→ **What this task involves**: Produce a word-for-word copy of the listing below without its pictures.

→ **Information provided**:
+ + + + + + +

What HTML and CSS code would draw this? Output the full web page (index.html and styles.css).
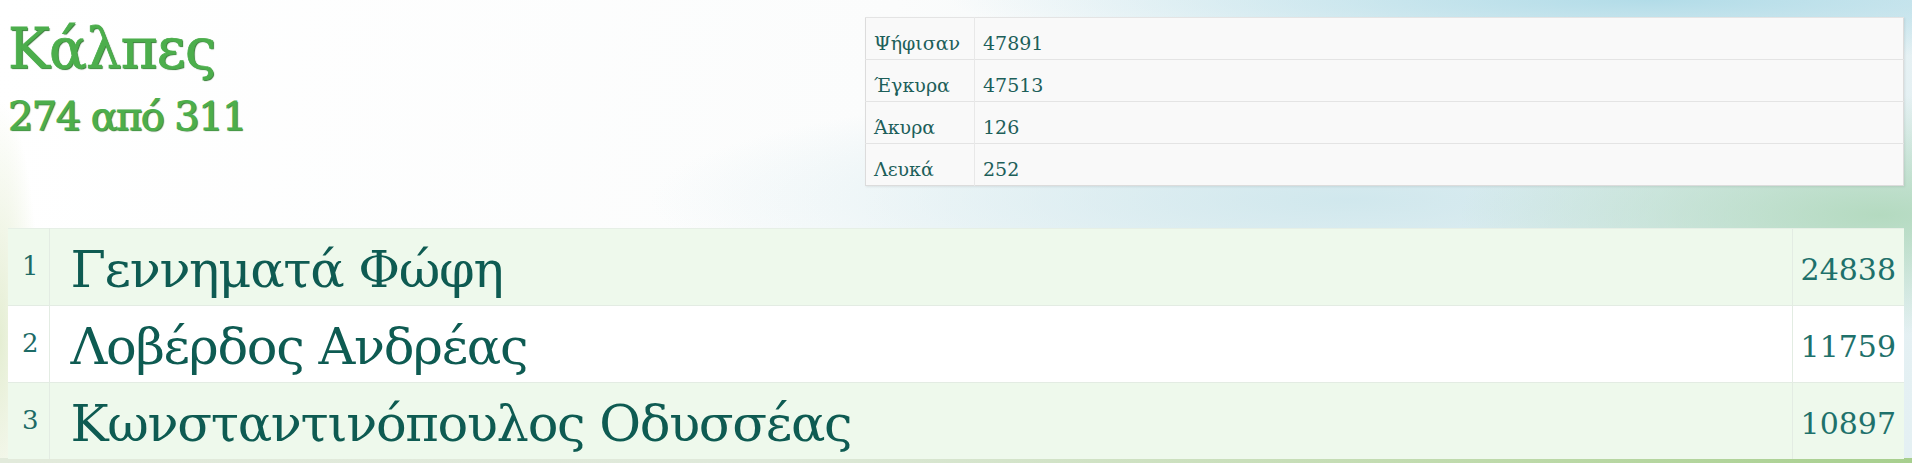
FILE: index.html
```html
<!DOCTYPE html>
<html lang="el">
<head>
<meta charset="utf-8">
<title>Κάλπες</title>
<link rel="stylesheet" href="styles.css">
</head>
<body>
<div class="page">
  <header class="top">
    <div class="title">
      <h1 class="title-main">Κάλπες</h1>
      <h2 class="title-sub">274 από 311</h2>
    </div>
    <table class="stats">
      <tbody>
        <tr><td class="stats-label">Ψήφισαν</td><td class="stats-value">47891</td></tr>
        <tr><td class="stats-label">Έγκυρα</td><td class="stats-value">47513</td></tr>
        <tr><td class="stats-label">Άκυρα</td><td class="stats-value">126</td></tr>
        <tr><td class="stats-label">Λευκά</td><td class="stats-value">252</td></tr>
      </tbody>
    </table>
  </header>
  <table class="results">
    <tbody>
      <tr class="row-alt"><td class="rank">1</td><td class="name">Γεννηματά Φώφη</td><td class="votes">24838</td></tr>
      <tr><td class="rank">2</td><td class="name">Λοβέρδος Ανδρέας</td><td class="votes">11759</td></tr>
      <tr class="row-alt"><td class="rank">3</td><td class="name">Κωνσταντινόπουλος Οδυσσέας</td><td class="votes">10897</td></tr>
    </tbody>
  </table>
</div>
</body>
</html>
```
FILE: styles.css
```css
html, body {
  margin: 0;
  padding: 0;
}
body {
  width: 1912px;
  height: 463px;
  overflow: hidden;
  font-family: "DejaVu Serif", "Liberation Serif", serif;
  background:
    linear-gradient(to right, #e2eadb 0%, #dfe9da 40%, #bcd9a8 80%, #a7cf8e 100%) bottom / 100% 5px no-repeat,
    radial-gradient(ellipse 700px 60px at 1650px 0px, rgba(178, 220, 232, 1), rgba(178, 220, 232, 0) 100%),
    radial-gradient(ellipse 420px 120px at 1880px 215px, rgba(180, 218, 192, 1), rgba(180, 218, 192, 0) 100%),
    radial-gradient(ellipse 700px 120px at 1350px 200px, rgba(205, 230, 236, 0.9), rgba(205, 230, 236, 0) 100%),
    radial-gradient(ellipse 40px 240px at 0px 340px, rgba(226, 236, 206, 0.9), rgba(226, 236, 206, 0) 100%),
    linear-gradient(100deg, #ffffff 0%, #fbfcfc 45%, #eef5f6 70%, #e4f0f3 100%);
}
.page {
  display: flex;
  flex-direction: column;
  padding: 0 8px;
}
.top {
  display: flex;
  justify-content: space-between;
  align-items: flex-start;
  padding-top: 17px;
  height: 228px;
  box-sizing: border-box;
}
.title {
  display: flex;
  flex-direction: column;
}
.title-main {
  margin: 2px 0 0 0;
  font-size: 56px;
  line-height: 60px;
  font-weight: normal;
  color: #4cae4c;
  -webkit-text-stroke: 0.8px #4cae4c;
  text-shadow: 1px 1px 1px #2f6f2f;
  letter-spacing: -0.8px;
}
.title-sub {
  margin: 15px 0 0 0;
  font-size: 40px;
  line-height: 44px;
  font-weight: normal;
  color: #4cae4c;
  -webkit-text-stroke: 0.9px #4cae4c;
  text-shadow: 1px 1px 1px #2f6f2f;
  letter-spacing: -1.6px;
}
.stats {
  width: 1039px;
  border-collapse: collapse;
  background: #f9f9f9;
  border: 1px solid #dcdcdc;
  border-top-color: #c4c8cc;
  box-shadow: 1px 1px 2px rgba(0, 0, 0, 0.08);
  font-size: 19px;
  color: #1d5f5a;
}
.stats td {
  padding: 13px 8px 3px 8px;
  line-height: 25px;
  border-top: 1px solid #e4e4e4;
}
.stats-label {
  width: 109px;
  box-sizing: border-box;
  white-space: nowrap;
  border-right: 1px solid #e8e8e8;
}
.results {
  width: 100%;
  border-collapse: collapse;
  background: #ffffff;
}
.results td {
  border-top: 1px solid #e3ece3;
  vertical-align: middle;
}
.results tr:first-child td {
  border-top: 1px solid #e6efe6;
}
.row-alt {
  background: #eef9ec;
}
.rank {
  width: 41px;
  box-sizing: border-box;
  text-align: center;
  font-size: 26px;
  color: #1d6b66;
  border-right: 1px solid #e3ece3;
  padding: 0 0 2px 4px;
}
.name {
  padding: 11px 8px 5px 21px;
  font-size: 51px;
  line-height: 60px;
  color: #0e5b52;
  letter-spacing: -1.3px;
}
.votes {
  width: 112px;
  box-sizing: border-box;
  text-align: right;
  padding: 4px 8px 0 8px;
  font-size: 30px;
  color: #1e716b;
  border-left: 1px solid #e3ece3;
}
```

+ + + + + + +

→ **Task response**:
What HTML and CSS code would draw this? Output the full web page (index.html and styles.css).
FILE: index.html
```html
<!DOCTYPE html>
<html lang="el">
<head>
<meta charset="utf-8">
<title>Κάλπες</title>
<link rel="stylesheet" href="styles.css">
</head>
<body>
<div class="page">
  <header class="top">
    <div class="title">
      <h1 class="title-main">Κάλπες</h1>
      <h2 class="title-sub">274 από 311</h2>
    </div>
    <table class="stats">
      <tbody>
        <tr><td class="stats-label">Ψήφισαν</td><td class="stats-value">47891</td></tr>
        <tr><td class="stats-label">Έγκυρα</td><td class="stats-value">47513</td></tr>
        <tr><td class="stats-label">Άκυρα</td><td class="stats-value">126</td></tr>
        <tr><td class="stats-label">Λευκά</td><td class="stats-value">252</td></tr>
      </tbody>
    </table>
  </header>
  <table class="results">
    <tbody>
      <tr class="row-alt"><td class="rank">1</td><td class="name">Γεννηματά Φώφη</td><td class="votes">24838</td></tr>
      <tr><td class="rank">2</td><td class="name">Λοβέρδος Ανδρέας</td><td class="votes">11759</td></tr>
      <tr class="row-alt"><td class="rank">3</td><td class="name">Κωνσταντινόπουλος Οδυσσέας</td><td class="votes">10897</td></tr>
    </tbody>
  </table>
</div>
</body>
</html>
```
FILE: styles.css
```css
html, body {
  margin: 0;
  padding: 0;
}
body {
  width: 1912px;
  height: 463px;
  overflow: hidden;
  font-family: "DejaVu Serif", "Liberation Serif", serif;
  background:
    linear-gradient(to right, #e2eadb 0%, #dfe9da 40%, #bcd9a8 80%, #a7cf8e 100%) bottom / 100% 5px no-repeat,
    radial-gradient(ellipse 700px 60px at 1650px 0px, rgba(178, 220, 232, 1), rgba(178, 220, 232, 0) 100%),
    radial-gradient(ellipse 420px 120px at 1880px 215px, rgba(180, 218, 192, 1), rgba(180, 218, 192, 0) 100%),
    radial-gradient(ellipse 700px 120px at 1350px 200px, rgba(205, 230, 236, 0.9), rgba(205, 230, 236, 0) 100%),
    radial-gradient(ellipse 40px 240px at 0px 340px, rgba(226, 236, 206, 0.9), rgba(226, 236, 206, 0) 100%),
    linear-gradient(100deg, #ffffff 0%, #fbfcfc 45%, #eef5f6 70%, #e4f0f3 100%);
}
.page {
  display: flex;
  flex-direction: column;
  padding: 0 8px;
}
.top {
  display: flex;
  justify-content: space-between;
  align-items: flex-start;
  padding-top: 17px;
  height: 228px;
  box-sizing: border-box;
}
.title {
  display: flex;
  flex-direction: column;
}
.title-main {
  margin: 2px 0 0 0;
  font-size: 56px;
  line-height: 60px;
  font-weight: normal;
  color: #4cae4c;
  -webkit-text-stroke: 0.8px #4cae4c;
  text-shadow: 1px 1px 1px #2f6f2f;
  letter-spacing: -0.8px;
}
.title-sub {
  margin: 15px 0 0 0;
  font-size: 40px;
  line-height: 44px;
  font-weight: normal;
  color: #4cae4c;
  -webkit-text-stroke: 0.9px #4cae4c;
  text-shadow: 1px 1px 1px #2f6f2f;
  letter-spacing: -1.6px;
}
.stats {
  width: 1039px;
  border-collapse: collapse;
  background: #f9f9f9;
  border: 1px solid #dcdcdc;
  border-top-color: #c4c8cc;
  box-shadow: 1px 1px 2px rgba(0, 0, 0, 0.08);
  font-size: 19px;
  color: #1d5f5a;
}
.stats td {
  padding: 13px 8px 3px 8px;
  line-height: 25px;
  border-top: 1px solid #e4e4e4;
}
.stats-label {
  width: 109px;
  box-sizing: border-box;
  white-space: nowrap;
  border-right: 1px solid #e8e8e8;
}
.results {
  width: 100%;
  border-collapse: collapse;
  background: #ffffff;
}
.results td {
  border-top: 1px solid #e3ece3;
  vertical-align: middle;
}
.results tr:first-child td {
  border-top: 1px solid #e6efe6;
}
.row-alt {
  background: #eef9ec;
}
.rank {
  width: 41px;
  box-sizing: border-box;
  text-align: center;
  font-size: 26px;
  color: #1d6b66;
  border-right: 1px solid #e3ece3;
  padding: 0 0 2px 4px;
}
.name {
  padding: 11px 8px 5px 21px;
  font-size: 51px;
  line-height: 60px;
  color: #0e5b52;
  letter-spacing: -1.3px;
}
.votes {
  width: 112px;
  box-sizing: border-box;
  text-align: right;
  padding: 4px 8px 0 8px;
  font-size: 30px;
  color: #1e716b;
  border-left: 1px solid #e3ece3;
}
```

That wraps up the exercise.